NE2000-compatible ISA network cards are probably the most commonly used network cards out there, and presumably, many people use two or more of them in Linux routers. Setting up Linux for this hardware configuration is, unfortunately, non-trivial and there's a surprising lack of information on the Web. I just spent a bit of time on it myself, and here are the results as applicable to Linux kernel version 2.2.16:

First, you must realize that in order to use multiple ISA NE2000 cards, you must compile NE2000 support as a module. Fortunately, this is already the case with most "stock" kernels that come off distribution CDs. If you compile the kernel yourself, make sure you select M for the NE1000/NE2000 driver as you do a make config. (As a reminder, if you compiled any modules into your kernel, you must do a make modules and a make modules_install after successful kernel compilation.)

Second, you must add the following lines to your /etc/modules.conf file:

alias eth0 ne
alias eth1 ne
options ne io=0x300,0x340 irq=5,9

Of course the actual I/O port and IRQ numbers you use must match the setting of your network cards.

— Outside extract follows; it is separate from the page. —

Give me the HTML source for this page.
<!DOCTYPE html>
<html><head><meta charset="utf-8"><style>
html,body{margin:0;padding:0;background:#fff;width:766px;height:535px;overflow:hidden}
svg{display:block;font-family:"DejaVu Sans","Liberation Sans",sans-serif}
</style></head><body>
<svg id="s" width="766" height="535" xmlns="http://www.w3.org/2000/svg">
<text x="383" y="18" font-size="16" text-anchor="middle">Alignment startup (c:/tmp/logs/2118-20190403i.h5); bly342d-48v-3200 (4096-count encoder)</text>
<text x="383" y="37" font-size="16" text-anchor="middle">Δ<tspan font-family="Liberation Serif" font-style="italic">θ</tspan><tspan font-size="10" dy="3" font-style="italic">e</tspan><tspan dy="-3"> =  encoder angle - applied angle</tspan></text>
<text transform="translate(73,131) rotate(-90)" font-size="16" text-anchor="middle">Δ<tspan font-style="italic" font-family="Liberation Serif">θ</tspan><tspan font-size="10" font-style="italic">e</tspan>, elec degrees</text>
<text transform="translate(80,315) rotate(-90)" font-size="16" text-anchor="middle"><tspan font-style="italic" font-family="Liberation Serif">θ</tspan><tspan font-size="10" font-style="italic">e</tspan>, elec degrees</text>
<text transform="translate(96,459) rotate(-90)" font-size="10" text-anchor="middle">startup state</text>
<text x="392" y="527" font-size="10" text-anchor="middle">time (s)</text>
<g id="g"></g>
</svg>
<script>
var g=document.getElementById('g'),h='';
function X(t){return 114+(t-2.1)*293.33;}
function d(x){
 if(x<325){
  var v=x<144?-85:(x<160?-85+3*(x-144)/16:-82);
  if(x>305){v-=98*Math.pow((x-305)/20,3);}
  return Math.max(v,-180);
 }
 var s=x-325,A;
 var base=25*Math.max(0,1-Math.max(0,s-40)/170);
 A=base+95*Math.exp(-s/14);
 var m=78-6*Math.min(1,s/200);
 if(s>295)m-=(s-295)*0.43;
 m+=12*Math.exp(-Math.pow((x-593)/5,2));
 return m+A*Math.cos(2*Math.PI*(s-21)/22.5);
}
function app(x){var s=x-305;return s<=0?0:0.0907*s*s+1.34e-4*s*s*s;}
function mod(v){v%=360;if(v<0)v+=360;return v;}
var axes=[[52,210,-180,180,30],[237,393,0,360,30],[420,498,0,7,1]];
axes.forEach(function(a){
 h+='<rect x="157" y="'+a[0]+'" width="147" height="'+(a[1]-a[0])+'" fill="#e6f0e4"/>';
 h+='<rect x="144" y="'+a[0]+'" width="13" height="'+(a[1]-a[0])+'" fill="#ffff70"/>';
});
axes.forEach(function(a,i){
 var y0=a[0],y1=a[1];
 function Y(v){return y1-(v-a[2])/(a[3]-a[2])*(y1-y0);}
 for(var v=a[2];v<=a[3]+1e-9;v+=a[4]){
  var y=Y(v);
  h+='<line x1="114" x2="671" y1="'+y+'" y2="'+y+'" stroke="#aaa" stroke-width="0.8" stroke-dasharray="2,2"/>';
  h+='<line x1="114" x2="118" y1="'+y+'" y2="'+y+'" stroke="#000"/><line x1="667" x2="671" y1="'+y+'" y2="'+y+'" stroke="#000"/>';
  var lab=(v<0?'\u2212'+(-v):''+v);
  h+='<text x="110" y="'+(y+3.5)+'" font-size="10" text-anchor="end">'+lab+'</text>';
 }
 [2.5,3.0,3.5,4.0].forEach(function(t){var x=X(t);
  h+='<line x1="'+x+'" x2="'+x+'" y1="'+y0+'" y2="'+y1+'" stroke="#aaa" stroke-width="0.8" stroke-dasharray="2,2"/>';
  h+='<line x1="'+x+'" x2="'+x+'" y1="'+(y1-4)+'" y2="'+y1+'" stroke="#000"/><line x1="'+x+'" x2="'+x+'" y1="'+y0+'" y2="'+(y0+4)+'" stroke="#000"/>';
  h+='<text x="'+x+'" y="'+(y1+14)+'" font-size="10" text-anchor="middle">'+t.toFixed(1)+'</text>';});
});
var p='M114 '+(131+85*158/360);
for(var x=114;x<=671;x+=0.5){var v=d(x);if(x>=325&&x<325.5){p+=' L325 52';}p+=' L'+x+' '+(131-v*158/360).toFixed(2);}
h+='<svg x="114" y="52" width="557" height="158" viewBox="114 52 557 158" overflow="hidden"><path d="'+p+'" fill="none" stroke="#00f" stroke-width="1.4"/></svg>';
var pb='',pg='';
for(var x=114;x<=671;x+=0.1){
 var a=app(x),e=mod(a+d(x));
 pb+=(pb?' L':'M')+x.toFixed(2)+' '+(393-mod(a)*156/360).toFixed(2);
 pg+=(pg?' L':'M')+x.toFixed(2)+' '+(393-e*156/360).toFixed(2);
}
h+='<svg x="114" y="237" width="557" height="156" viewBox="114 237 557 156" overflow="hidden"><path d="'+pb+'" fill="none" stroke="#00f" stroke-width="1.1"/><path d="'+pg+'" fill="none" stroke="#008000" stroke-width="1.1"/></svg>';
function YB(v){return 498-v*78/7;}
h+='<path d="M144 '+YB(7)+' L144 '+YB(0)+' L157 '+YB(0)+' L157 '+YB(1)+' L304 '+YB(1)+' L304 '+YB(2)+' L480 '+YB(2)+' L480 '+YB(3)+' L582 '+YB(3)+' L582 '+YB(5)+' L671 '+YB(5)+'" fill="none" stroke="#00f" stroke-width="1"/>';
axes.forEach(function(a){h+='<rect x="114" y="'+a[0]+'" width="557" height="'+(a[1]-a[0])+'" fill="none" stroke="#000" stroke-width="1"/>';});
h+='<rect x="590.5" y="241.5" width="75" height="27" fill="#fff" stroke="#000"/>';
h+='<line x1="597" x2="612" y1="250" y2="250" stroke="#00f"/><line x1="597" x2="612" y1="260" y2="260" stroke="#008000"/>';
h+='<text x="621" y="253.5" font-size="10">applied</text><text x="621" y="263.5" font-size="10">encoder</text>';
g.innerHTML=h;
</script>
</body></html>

Many "jumperless" network cards need to be configured by software, specifically by an MS-DOS executable program. Sometimes it is necessary to configure the cards one at a time (this was certainly the case with this pair of D-Link DE250C cards I am using here.) You need to remove one card, boot the system with MS-DOS, run the configuration program, shut down the system, remove this card and insert the other, and repeat the configuration procedure. Afterwards, you can boot Linux and start configuring your network devices using the usual commands (e.g., ifconfig.) If your kernel is compiled with automatic module load support, the NE2000 driver will be loaded on demand. (Otherwise, you may need to use modprobe or insmod; see their respective man pages for details.)